Les projets de parcs photovoltaïques par région :


En plus des deux gigaprojets landais évoqués, Reporterre a identifié 80 autres projets de centrales photovoltaïques problématiques d’un point de vue écologique. L’analyse faite par nos confrères de Basta ! il y a un an se confirme : ce phénomène se concentre surtout dans la moitié sud du pays, mais depuis deux ans les ambitions des développeurs touchent aussi d’autres départements : Dordogne, Lot, Aude, Gard, Hautes-Alpes, et maintenant la Bourgogne jusqu’aux Ardennes.
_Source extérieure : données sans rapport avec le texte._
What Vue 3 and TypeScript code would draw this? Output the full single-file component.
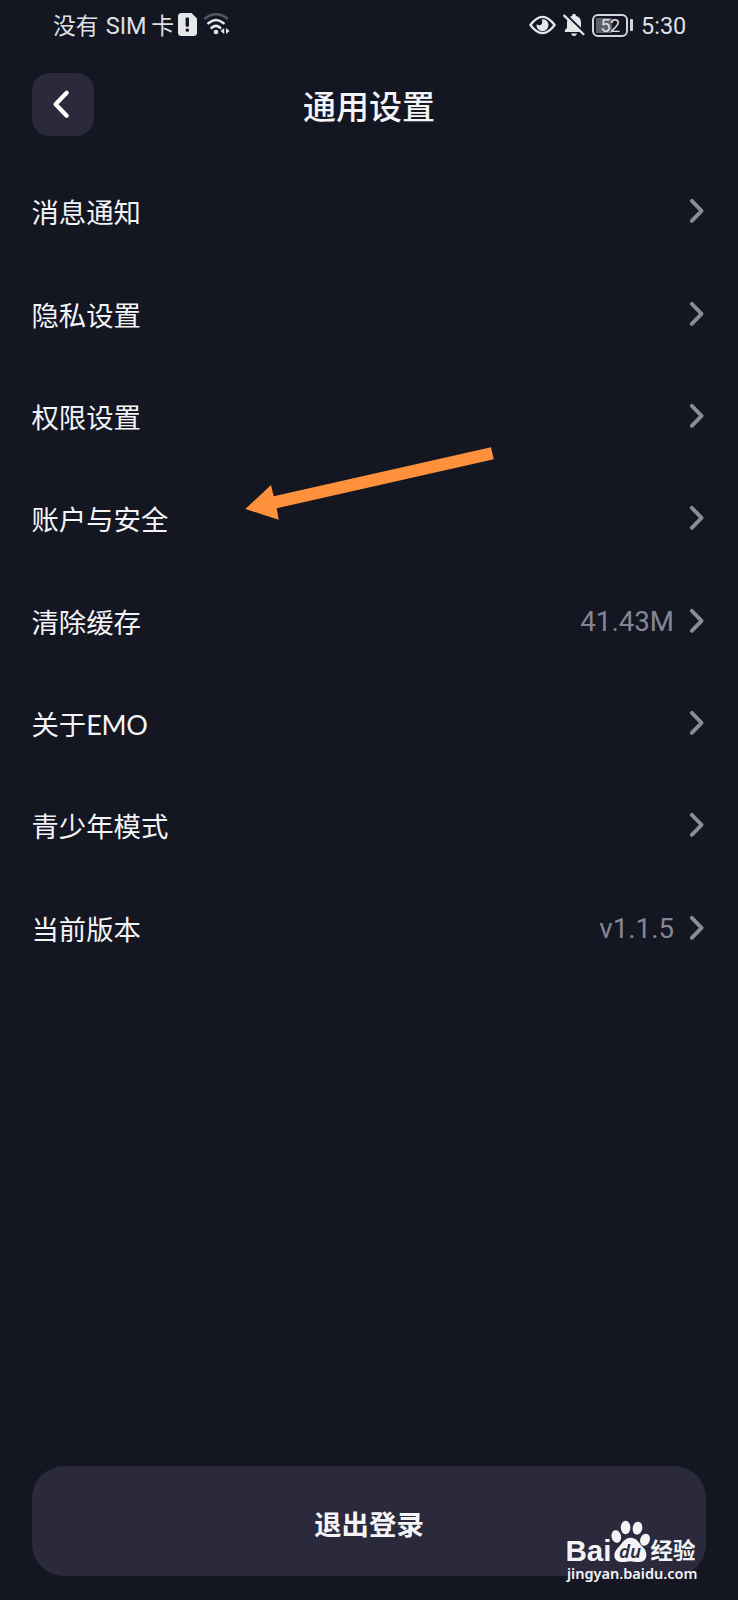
<script setup lang="ts">
interface SettingRow {
  label: string
  latin?: string
  value?: string
}

const rows: SettingRow[] = [
  { label: '消息通知' },
  { label: '隐私设置' },
  { label: '权限设置' },
  { label: '账户与安全' },
  { label: '清除缓存', value: '41.43M' },
  { label: '关于', latin: 'EMO' },
  { label: '青少年模式' },
  { label: '当前版本', value: 'v1.1.5' },
]
</script>

<template>
  <main class="screen">
    <div class="status">
      <span class="carrier">没有 <span class="sim">SIM</span> 卡</span>
      <svg class="alert" width="19" height="23" viewBox="0 0 19 23">
        <path d="M3.5 0H13.5L19 5.5V19.5Q19 23 15.5 23H3.5Q0 23 0 19.5V3.5Q0 0 3.5 0Z" fill="#e6e7eb" />
        <rect x="7.6" y="4.6" width="3.4" height="9.2" rx="1" fill="#171925" />
        <rect x="7.6" y="15.6" width="3.4" height="3.2" rx="1.4" fill="#171925" />
      </svg>
      <svg class="wifi" width="26" height="23" viewBox="0 0 26 23" fill="none" stroke-linecap="round">
        <path d="M1.2 5.2Q12 -2.8 23 5.2" stroke="#555763" stroke-width="2.6" />
        <path d="M4.4 10.2Q12 3.8 19.6 10.2" stroke="#e6e7eb" stroke-width="2.6" />
        <path d="M7.6 14.8Q12 11 16.2 14.8" stroke="#e6e7eb" stroke-width="2.6" />
        <circle cx="12" cy="19" r="2.3" fill="#e6e7eb" />
        <path d="M20.2 15V21L16.6 18ZM22 15V21L25.6 18Z" fill="#e6e7eb" />
      </svg>
      <span class="spacer"></span>
      <svg class="eye" width="27" height="20" viewBox="0 0 27 20">
        <path d="M1.4 10Q13.5 -6.2 25.6 10Q13.5 26.2 1.4 10Z" fill="none" stroke="#e6e7eb" stroke-width="2.3" stroke-linejoin="round" />
        <path d="M12.8 4.2A6 6 0 1 1 7.6 9.2Q11.6 11.6 13 8.6Q13.6 6.5 12.8 4.2Z" fill="#e6e7eb" />
      </svg>
      <svg class="bell" width="22" height="24" viewBox="0 0 22 24">
        <path d="M1.8 19V17.4L4 14.8V9.5Q4 4 9 2.9Q9.2 .8 11 .8T13 2.9Q18 4 18 9.5V14.8L20.2 17.4V19Z" fill="#e6e7eb" />
        <path d="M8 20.5H14Q13.4 23 11 23T8 20.5Z" fill="#e6e7eb" />
        <path d="M2.6 1.2L22 20" stroke="#141622" stroke-width="2" />
        <path d="M1.2 2.6L20.5 21.2" stroke="#e6e7eb" stroke-width="2.2" stroke-linecap="round" />
      </svg>
      <span class="battery"><span class="level">52</span></span>
      <span class="nub"></span>
      <span class="time">5:30</span>
    </div>

    <header class="header">
      <button class="back" aria-label="返回">
        <svg width="62" height="63" viewBox="0 0 62 63" fill="none">
          <path d="M34.7 19.8L23.6 31.3L34.7 42.8" stroke="#fff" stroke-width="4.2" stroke-linecap="round" stroke-linejoin="round" />
        </svg>
      </button>
      <h1>通用设置</h1>
    </header>

    <section class="list">
      <div v-for="row in rows" :key="row.label" class="row">
        <span class="label">{{ row.label }}<span v-if="row.latin" class="latin">{{ row.latin }}</span></span>
        <span v-if="row.value" class="value">{{ row.value }}</span>
        <svg class="chevron" width="16" height="26" viewBox="0 0 16 26" fill="none">
          <path d="M2.8 2.8L12.6 12.8L2.8 22.8" stroke="#8b8c98" stroke-width="3.8" stroke-linecap="round" stroke-linejoin="round" />
        </svg>
      </div>
    </section>

    <button class="logout"><span>退出登录</span></button>

    <svg class="pointer" width="250" height="76" viewBox="245 446 250 76">
      <path d="M245.3 509L271 485L273.7 496.3L491 447.3L493.8 459.3L276.7 508.3L278.7 519.8Z" fill="#ff913c" />
    </svg>

    <div class="watermark">
      <svg width="134" height="64" viewBox="566 1520 134 64">
        <g fill="#f4f4f6">
          <ellipse cx="616.3" cy="1536.5" rx="4.8" ry="6.3" transform="rotate(-12 616.3 1536.5)" />
          <ellipse cx="625.6" cy="1527.5" rx="4.8" ry="6.7" />
          <ellipse cx="637.5" cy="1528.2" rx="4.8" ry="6.5" transform="rotate(10 637.5 1528.2)" />
          <ellipse cx="645" cy="1539.7" rx="4.8" ry="6.2" transform="rotate(22 645 1539.7)" />
          <path d="M630.5 1537.8C637 1537.8 638.5 1543 643 1547.3C648 1552 648 1561.8 639.5 1562C635 1562.2 634 1561.2 630.5 1561.2S625 1562.2 621 1562C613 1561.6 612.8 1553 617.5 1548.3C622 1543.8 624.5 1537.8 630.5 1537.8Z" />
          <text class="brand" x="565.5" y="1561" textLength="46" lengthAdjust="spacingAndGlyphs">Bai</text>
          <text class="brand cjk" x="650.5" y="1559.3" textLength="45" lengthAdjust="spacingAndGlyphs">经验</text>
          <text class="site" x="567" y="1579.3" textLength="130.5" lengthAdjust="spacingAndGlyphs">jingyan.baidu.com</text>
        </g>
        <text class="du" x="619" y="1558" textLength="22" lengthAdjust="spacingAndGlyphs">du</text>
      </svg>
    </div>
  </main>
</template>

<style>
html,
body {
  background: #141622;
}
</style>

<style scoped>
* {
  box-sizing: border-box;
}
.screen {
  position: relative;
  display: flex;
  flex-direction: column;
  width: 738px;
  height: 1600px;
  overflow: hidden;
  background: #141622;
  color: #f3f4f7;
  font-family: Roboto, "Noto Sans CJK SC", sans-serif;
}
button {
  border: 0;
  padding: 0;
  font-family: inherit;
}
.status {
  display: flex;
  align-items: center;
  height: 50px;
  padding: 0 53px 0 53px;
  color: #dfe0e5;
}
.carrier {
  width: 125px;
  padding-top: 2px;
  font-size: 22.8px;
  line-height: 50px;
  white-space: pre;
}
.sim {
  margin-left: 1.5px;
  margin-right: -1px;
  font-size: 23.5px;
}
.alert {
  margin-top: -1px;
}
.wifi {
  margin-left: 7px;
  margin-top: -2px;
}
.spacer {
  flex: 1;
}
.bell {
  margin-left: 7px;
}
.battery {
  display: flex;
  align-items: center;
  justify-content: center;
  width: 36px;
  height: 23px;
  margin-left: 7px;
  border: 2px solid #d5d6dc;
  border-radius: 6px;
  background: linear-gradient(90deg, #5d5f69 0 16px, transparent 16px) 2px 2px / 28px 15px no-repeat;
}
.level {
  font-size: 18px;
  line-height: 19px;
  letter-spacing: -0.6px;
}
.nub {
  width: 3px;
  height: 12px;
  margin-left: 2px;
  border-radius: 1px;
  background: #d5d6dc;
}
.time {
  margin-left: 8px;
  padding-top: 2px;
  width: 44px;
  font-size: 23.5px;
  line-height: 50px;
  white-space: nowrap;
}
.header {
  display: grid;
  grid-template-columns: 62px 1fr 62px;
  align-items: center;
  height: 63px;
  margin: 23px 32px 0;
}
.back {
  width: 62px;
  height: 63px;
  border-radius: 18px;
  background: #2a2a3c;
}
.back svg {
  display: block;
}
h1 {
  margin: 6px 0 0;
  text-align: center;
  font-size: 33px;
  font-weight: 500;
  line-height: 48px;
}
.list {
  display: flex;
  flex-direction: column;
  margin: 24px 32px 0 31.4px;
}
.row {
  display: flex;
  align-items: center;
  height: 102.35px;
}
.label {
  flex: 1;
  font-size: 27.4px;
  line-height: 40px;
  padding-top: 6px;
}
.latin {
  font-family: Lato, sans-serif;
  font-size: 27px;
  letter-spacing: -0.3px;
}
.value {
  margin-right: 15px;
  padding-top: 2px;
  color: #858693;
  font-size: 27.7px;
}
.chevron {
  margin-right: 1px;
}
.logout {
  height: 110px;
  margin: auto 32px 24px;
  border-radius: 32px;
  background: #2a2a3c;
  color: #f5f5f8;
  font-size: 27.4px;
  font-weight: 700;
}
.logout span {
  display: block;
  padding-top: 3px;
}
.pointer {
  position: absolute;
  left: 245px;
  top: 446px;
}
.watermark {
  position: absolute;
  left: 566px;
  top: 1520px;
}
.watermark svg {
  display: block;
  overflow: visible;
}
.brand {
  font-family: "Liberation Sans", sans-serif;
  font-size: 29px;
  font-weight: 700;
}
.cjk {
  font-family: "Noto Sans CJK SC", sans-serif;
  font-size: 23px;
}
.site {
  font-family: "Noto Sans", sans-serif;
  font-size: 15px;
  font-weight: 600;
}
.du {
  font-family: "Noto Sans", sans-serif;
  font-size: 18.5px;
  font-style: italic;
  font-weight: 600;
  fill: #2a2a3c;
}
</style>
Des projets sur tous types de forêts : des plus jeunes aux plus anciennes, pouvant héberger des zones humides, des espèces remarquables, avec une dominante large de conifères, mais aussi des feuillus, y compris des chênaies.

© Stéphane Jungers/Reporterre

Voir la liste complète des parcs et projets par région.


En soi, 82 projets et 3 400 hectares ne représentent que 0,2 % des surfaces forestières totales du pays et ne posent pas à ce stade un problème d’équilibre des massifs. Pourtant, cette dynamique assez nouvelle interroge sur les motivations de promoteurs qui multiplient des projets très rentables sur des zones favorables en matière d’ensoleillement au détriment d’espaces naturels, accentuant la fragmentation des habitats et surtout l’artificialisation de zones naturelles. Si l’on n’y prend garde, le projet de « loi d’exception » pour accélérer le déploiement des énergies renouvelables qu’Emmanuel Macron prépare pour cet été risque de se faire au dépens des enjeux tout aussi urgents de préservation de la biodiversité.